Unsurprisingly, mothers form the backbone of a movement dedicated to preserving the nation's future for the benefit of their children and grandchildren. Women make up the bulk of the tea party leadership at every level of organization, and it is not surprising to discover that the movement may be as much as 55% to 60% women.
"Angry white men" is the comforting fallacy of old-line liberal bigotry.
The reality of our times is that the backbones of the tea party movement are charming, self-policing women, and they lead not a fringe, but a majority of Americans.

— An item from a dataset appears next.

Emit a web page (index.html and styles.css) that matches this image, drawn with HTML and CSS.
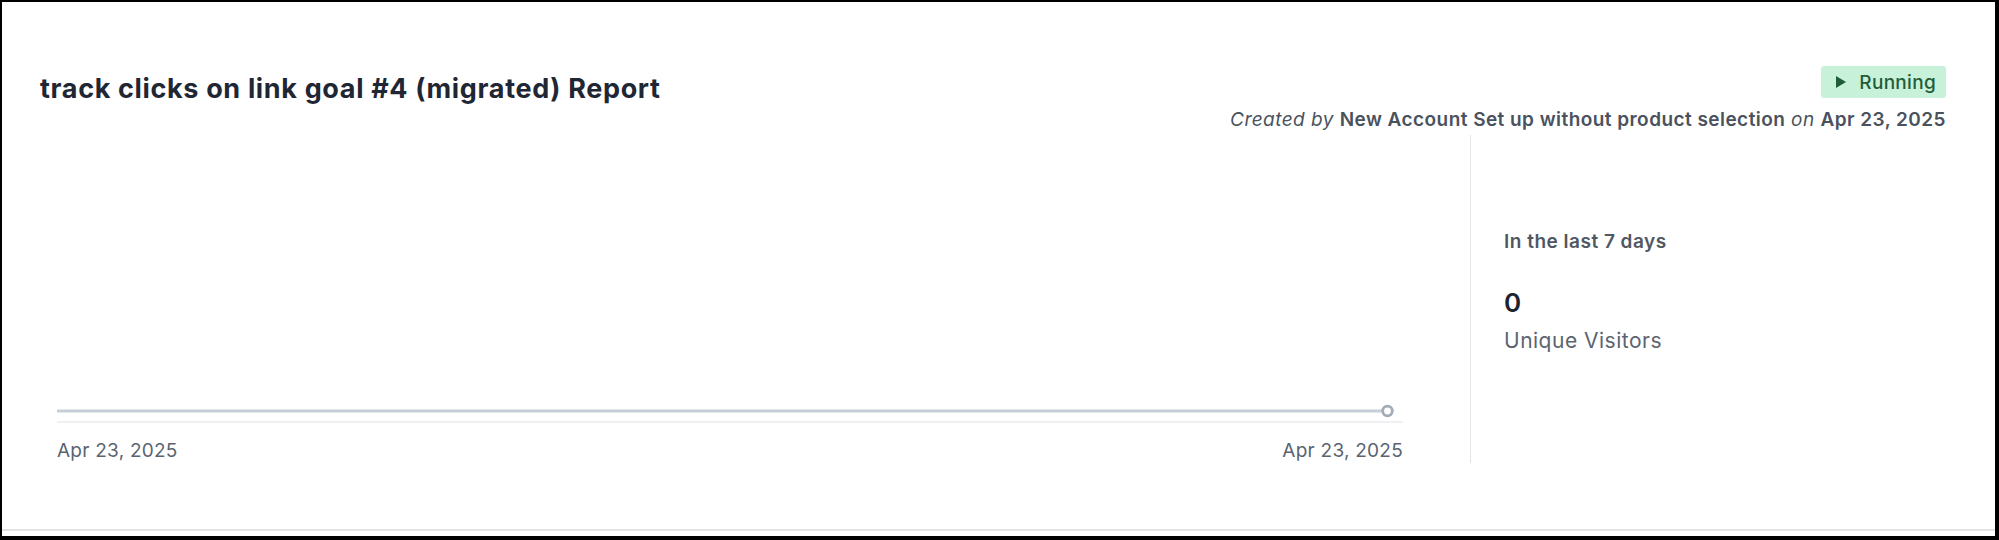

Krugman, King, and their allies are forced to dredge up the imagery of the past in an effort to slander our friends and neighbors. Attempting to libel the real movement by attacking those who form its base would resort in a rising tide of anger against a group of elitists rhetorically engaged in beating down women (as opposed to some of their followers, who do so literally).
We would be well-served by a media that would discuss the merits and flaws of the tea party movement based upon what they actually represent and who they actually are, instead of retreating to do battle with worn-through caricatures. We would be well-served by a media interested in presenting the flaws and shortcomings of the progressive argument as well.
Sadly, this is not to be. We are saddled by ideologues mired in partisanship, practiced in deception, and blinded by their own hatred.